Wherever the word "React" appears in a line, extract that line.

== Given data ==
————————
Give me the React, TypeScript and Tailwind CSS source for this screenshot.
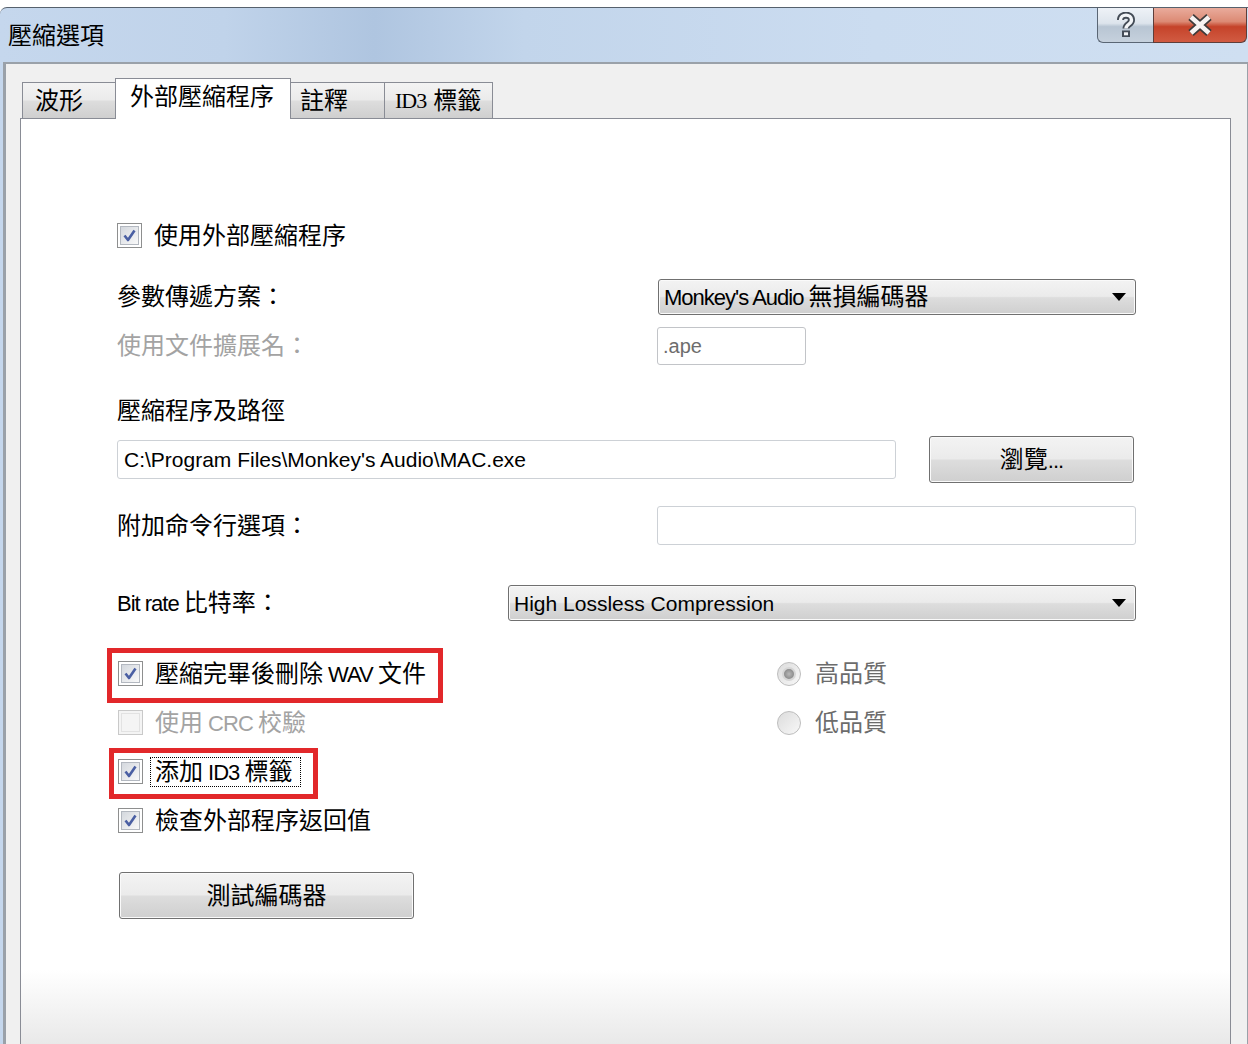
import React from 'react'

const CJK = /([\u2e80-\u9fff\uf900-\ufaff\uff00-\uffef\u3000-\u303f]+)/

// splits mixed text so CJK runs and latin runs get their own sizes
function T({ s, latin = 'text-[22px] tracking-[-1px]' }: { s: string; latin?: string }) {
  return (
    <span className="whitespace-pre">
      {s
        .split(CJK)
        .filter(Boolean)
        .map((p, i) =>
          CJK.test(p) ? (
            <span key={i} className="text-[24px]">{p}</span>
          ) : (
            <span key={i} className={latin}>{p}</span>
          )
        )}
    </span>
  )
}

const btnBg =
  'bg-[linear-gradient(to_bottom,#f3f3f3_0%,#ebebeb_48%,#dddddd_52%,#cfcfcf_100%)]'

function CheckBox({ checked, disabled }: { checked?: boolean; disabled?: boolean }) {
  return (
    <span
      className={`flex h-[25px] w-[25px] shrink-0 items-center justify-center border ${
        disabled ? 'border-[#c9c9c9] bg-[#f4f4f4]' : 'border-[#8e8f8f] bg-white'
      }`}
    >
      <span
        className={`flex h-[19px] w-[19px] items-center justify-center border ${
          disabled
            ? 'border-[#e2e2e2] bg-[#f4f4f4]'
            : 'border-[#b3b8c0] bg-linear-to-br from-[#d4d8de] to-[#f9f9f9]'
        }`}
      >
        {checked && (
          <svg width="17" height="17" viewBox="0 0 17 17">
            <path d="M3.5 8.5 L7 13 L13.5 3.5" fill="none" stroke="#4a5fa3" strokeWidth="2.6" strokeLinejoin="round" />
          </svg>
        )}
      </span>
    </span>
  )
}

function Radio({ checked }: { checked?: boolean }) {
  return (
    <span className="flex h-[24px] w-[24px] shrink-0 items-center justify-center rounded-full border border-[#bdbdbd] bg-linear-to-br from-[#dcdcdc] to-[#f8f8f8]">
      {checked && (
        <span className="h-[14px] w-[14px] rounded-full border-2 border-[#d6d6d6] bg-radial from-[#b8b8b8] to-[#7a7a7a]" />
      )}
    </span>
  )
}

function Combo({ text, className, latin }: { text: string; className: string; latin?: string }) {
  return (
    <div
      className={`flex h-[36px] items-center justify-between rounded-[3px] border border-[#707070] pl-[5px] pr-[9px] shadow-[inset_0_0_0_1px_#fafafa] ${btnBg} ${className}`}
    >
      <span className="leading-none">
        <T s={text} latin={latin} />
      </span>
      <svg width="14" height="8" viewBox="0 0 14 8">
        <path d="M0 0 H14 L7 8 Z" fill="#000" />
      </svg>
    </div>
  )
}

function Row({ children, className = '' }: { children: React.ReactNode; className?: string }) {
  return <div className={`flex items-center ${className}`}>{children}</div>
}

export default function App() {
  return (
    <div className="h-[1044px] w-[1248px] overflow-hidden bg-white pt-[7px] font-['Liberation_Sans','Noto_Sans_CJK_TC',sans-serif] text-black">
      <div className="flex h-[1037px] flex-col rounded-tl-[7px] border-t border-[#56616d] bg-[linear-gradient(90deg,#c5d7ed_0%,#c0d3ea_18%,#afc5e0_30%,#c2d5eb_42%,#cbdcf0_70%,#cfdff1_100%)]">
        {/* title bar */}
        <div className="flex h-[54px] shrink-0 items-start justify-between">
          <div className="ml-[8px] self-center pt-[2px] text-[24px] leading-none">壓縮選項</div>
          <div className="mr-px flex">
            <div className="flex h-[35px] w-[56px] items-center justify-center rounded-bl-[6px] border border-t-0 border-r-0 border-[#5a6674] bg-[linear-gradient(to_bottom,#eef2f7_0%,#dde4ec_45%,#b8c5d3_55%,#c6d1dd_100%)]">
              <svg width="20" height="26" viewBox="0 0 20 26">
                <path d="M4.5 8 C4.5 1.5 15.5 1.5 15.5 8 C15.5 12.5 10 12 10 16.5" fill="none" stroke="#434b56" strokeWidth="7" />
                <rect x="6" y="18.5" width="8" height="6.5" fill="#434b56" />
                <path d="M4.5 8 C4.5 1.5 15.5 1.5 15.5 8 C15.5 12.5 10 12 10 16.5" fill="none" stroke="#f2f4f7" strokeWidth="3.4" />
                <rect x="8" y="20.3" width="4" height="3" fill="#f2f4f7" />
              </svg>
            </div>
            <div className="flex h-[35px] w-[94px] items-center justify-center rounded-br-[6px] border border-t-0 border-[#5e3e3a] bg-[linear-gradient(to_bottom,#e9ab9c_0%,#dc8a74_40%,#c5432a_55%,#d15b42_100%)]">
              <svg width="32" height="24" viewBox="0 0 32 24">
                <path d="M7 4 L25 20 M25 4 L7 20" stroke="#3d3a3a" strokeWidth="8" />
                <path d="M7 4 L25 20 M25 4 L7 20" stroke="#f7f2f1" strokeWidth="4.5" />
              </svg>
            </div>
          </div>
        </div>

        {/* client area */}
        <div className="ml-[3px] flex flex-1 flex-col border-t-2 border-l-[3px] border-r border-[#9aa1a9] bg-[#f0f0f0] pl-[14px] pr-[16px] pt-[14px]">
          {/* tabs */}
          <div className="flex items-end pl-[2px]">
            <div className={`flex h-[36px] w-[93px] items-center border-t border-l border-[#898c95] pl-[12px] leading-none ${btnBg}`}>
              <span className="text-[24px]">波形</span>
            </div>
            <div className="relative z-10 -mb-px flex h-[41px] w-[176px] items-center border border-b-0 border-[#898c95] bg-white pb-[4px] pl-[14px] leading-none">
              <span className="text-[24px]">外部壓縮程序</span>
            </div>
            <div className={`flex h-[36px] w-[93px] items-center border-t border-[#898c95] pl-[9px] leading-none ${btnBg}`}>
              <span className="text-[24px]">註釋</span>
            </div>
            <div className={`flex h-[36px] w-[109px] items-center border-t border-l border-r border-[#898c95] pl-[10px] leading-none ${btnBg}`}>
              <span className="font-['Liberation_Serif',serif] text-[22px] tracking-[-1px]">ID3</span>
              <span className="ml-[7px] text-[24px]">標籤</span>
            </div>
          </div>

          {/* tab panel */}
          <div className="flex flex-1 flex-col border border-b-0 border-[#898c95] bg-linear-to-b from-white from-[92%] to-[#e9e9e9] pl-[96px] pr-[94px] pt-[104px] leading-none">
            <Row className="h-[25px]">
              <CheckBox checked />
              <span className="ml-[12px]"><T s="使用外部壓縮程序" /></span>
            </Row>

            <Row className="mt-[31px] h-[36px]">
              <span className="w-[541px] shrink-0"><T s="參數傳遞方案：" /></span>
              <Combo text="Monkey's Audio 無損編碼器" className="w-[478px]" />
            </Row>

            <Row className="mt-[12px] h-[38px]">
              <span className="w-[540px] shrink-0 text-[#a3a3a3]"><T s="使用文件擴展名：" /></span>
              <div className="flex h-[38px] w-[149px] items-center rounded-[3px] border border-[#c2c4c8] bg-white pl-[5px] text-[20px] text-[#6d6d6d]">
                .ape
              </div>
            </Row>

            <Row className="mt-[32px] h-[28px]">
              <T s="壓縮程序及路徑" />
            </Row>

            <Row className="mt-[11px] h-[47px] justify-between">
              <div className="flex h-[39px] w-[779px] items-center rounded-[3px] border border-[#cdd1d6] bg-white pl-[6px] text-[21px]">
                C:\Program Files\Monkey's Audio\MAC.exe
              </div>
              <div className={`mr-[2px] flex h-[47px] w-[205px] items-center justify-center rounded-[3px] border border-[#707070] shadow-[inset_0_0_0_1px_#fafafa] ${btnBg}`}>
                <T s="瀏覽..." />
              </div>
            </Row>

            <Row className="mt-[23px] h-[39px]">
              <span className="w-[540px] shrink-0"><T s="附加命令行選項：" /></span>
              <div className="h-[39px] w-[479px] rounded-[3px] border border-[#cdd1d6] bg-white" />
            </Row>

            <Row className="mt-[40px] h-[36px]">
              <span className="w-[391px] shrink-0"><T s="Bit rate 比特率：" /></span>
              <Combo text="High Lossless Compression" className="w-[628px]" latin="text-[21px]" />
            </Row>

            <div className="mt-[28px] flex">
              <div className="w-[660px] shrink-0">
                <Row className="relative h-[49px]">
                  <div className="pointer-events-none absolute -left-[10px] -top-px h-[55px] w-[336px] border-[5px] border-[#e2282a]" />
                  <span className="ml-px"><CheckBox checked /></span>
                  <span className="ml-[12px]"><T s="壓縮完畢後刪除 WAV 文件" /></span>
                </Row>
                <Row className="h-[49px]">
                  <span className="ml-px"><CheckBox disabled /></span>
                  <span className="ml-[12px] text-[#a3a3a3]"><T s="使用 CRC 校驗" /></span>
                </Row>
                <Row className="relative h-[49px]">
                  <div className="pointer-events-none absolute -left-[8px] top-px h-[51px] w-[209px] border-[5px] border-[#e2282a]" />
                  <span className="ml-px"><CheckBox checked /></span>
                  <span className="ml-[7px] flex h-[30px] items-center border border-dotted border-black pl-[4px] pr-[8px]">
                    <T s="添加 ID3 標籤" />
                  </span>
                </Row>
                <Row className="h-[49px]">
                  <span className="ml-px"><CheckBox checked /></span>
                  <span className="ml-[12px]"><T s="檢查外部程序返回值" /></span>
                </Row>
              </div>
              <div>
                <Row className="h-[49px]">
                  <Radio checked />
                  <span className="ml-[14px] text-[#6c6c6c]"><T s="高品質" /></span>
                </Row>
                <Row className="h-[49px]">
                  <Radio />
                  <span className="ml-[14px] text-[#6c6c6c]"><T s="低品質" /></span>
                </Row>
              </div>
            </div>

            <div className={`ml-[2px] mt-[27px] flex h-[47px] w-[295px] items-center justify-center rounded-[3px] border border-[#707070] shadow-[inset_0_0_0_1px_#fafafa] ${btnBg}`}>
              <T s="測試編碼器" />
            </div>
          </div>
        </div>
      </div>
    </div>
  )
}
————————
== Finished answer ==
Give me the React, TypeScript and Tailwind CSS source for this screenshot.
import React from 'react'
function Row({ children, className = '' }: { children: React.ReactNode; className?: string }) {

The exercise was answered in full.